» **Stated exercise**
Look through the data below and return each line where "components" appears.

» **Data section**
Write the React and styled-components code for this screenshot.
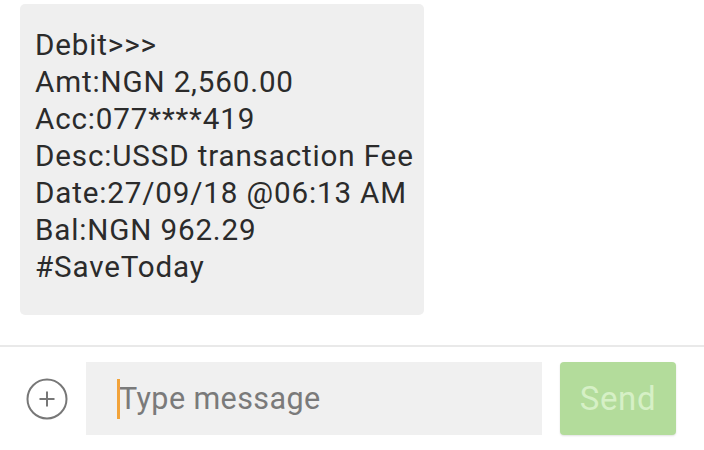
import React from "react";
import styled, { createGlobalStyle } from "styled-components";

const GlobalStyle = createGlobalStyle`
  html, body {
    margin: 0;
    padding: 0;
    background: #fff;
    font-family: Roboto, "Liberation Sans", sans-serif;
  }
`;

// layout

const Screen = styled.div`
  width: 704px;
  height: 450px;
  display: flex;
  flex-direction: column;
  overflow: hidden;
`;

const Thread = styled.div`
  flex: 1;
  padding: 4px 0 0 20px;
`;

const Bubble = styled.div`
  width: 404px;
  box-sizing: border-box;
  padding: 23px 4px 29px 15px;
  background: #efefef;
  border-radius: 5px;
  color: #2b2b2b;
  font-size: 29.6px;
  letter-spacing: 0.85px;
  line-height: 37px;
  white-space: pre-line;
`;

const Composer = styled.div`
  border-top: 2px solid #e9e9e9;
  height: 105px;
  box-sizing: border-box;
  display: flex;
  align-items: center;
  padding: 0 28px 0 26px;
`;

const AttachButton = styled.button`
  width: 42px;
  height: 42px;
  padding: 0;
  border: none;
  background: none;
  display: flex;
  align-items: center;
  justify-content: center;
  margin-right: 18px;
`;

const InputBox = styled.div`
  flex: 1;
  height: 73px;
  background: #f0f0f0;
  display: flex;
  align-items: center;
  padding-left: 31px;
  box-sizing: border-box;
  margin-right: 18px;
`;

const Caret = styled.span`
  display: inline-block;
  width: 3px;
  height: 40px;
  background: #f2a33a;
  margin-right: -1px;
`;

const Placeholder = styled.span`
  font-size: 30.5px;
  letter-spacing: 0.4px;
  color: #7a7a7a;
`;

const SendButton = styled.button`
  width: 116px;
  height: 73px;
  border: none;
  border-radius: 4px;
  background: #b3dc9b;
  color: #d6f0c6;
  font-family: Roboto, "Liberation Sans", sans-serif;
  font-size: 33px;
  letter-spacing: 0.6px;
  box-shadow: 0 1px 2px rgba(0, 0, 0, 0.12);
  margin-bottom: 1px;
`;

const lines = [
  "Debit>>>",
  "Amt:NGN 2,560.00",
  "Acc:077****419",
  "Desc:USSD transaction Fee",
  "Date:27/09/18 @06:13 AM",
  "Bal:NGN 962.29",
  "#SaveToday",
];

const PlusIcon = () => (
  <svg width="42" height="42" viewBox="0 0 42 42">
    <circle cx="21" cy="21" r="19.5" fill="none" stroke="#777" strokeWidth="2" />
    <path d="M21 13.5v15M13.5 21h15" stroke="#777" strokeWidth="2" />
  </svg>
);

export default function App() {
  return (
    <Screen>
      <GlobalStyle />
      <Thread>
        <Bubble>{lines.join("\n")}</Bubble>
      </Thread>
      <Composer>
        <AttachButton aria-label="attach">
          <PlusIcon />
        </AttachButton>
        <InputBox>
          <Caret />
          <Placeholder>Type message</Placeholder>
        </InputBox>
        <SendButton>Send</SendButton>
      </Composer>
    </Screen>
  );
}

» **Written response**
Write the React and styled-components code for this screenshot.
import styled, { createGlobalStyle } from "styled-components";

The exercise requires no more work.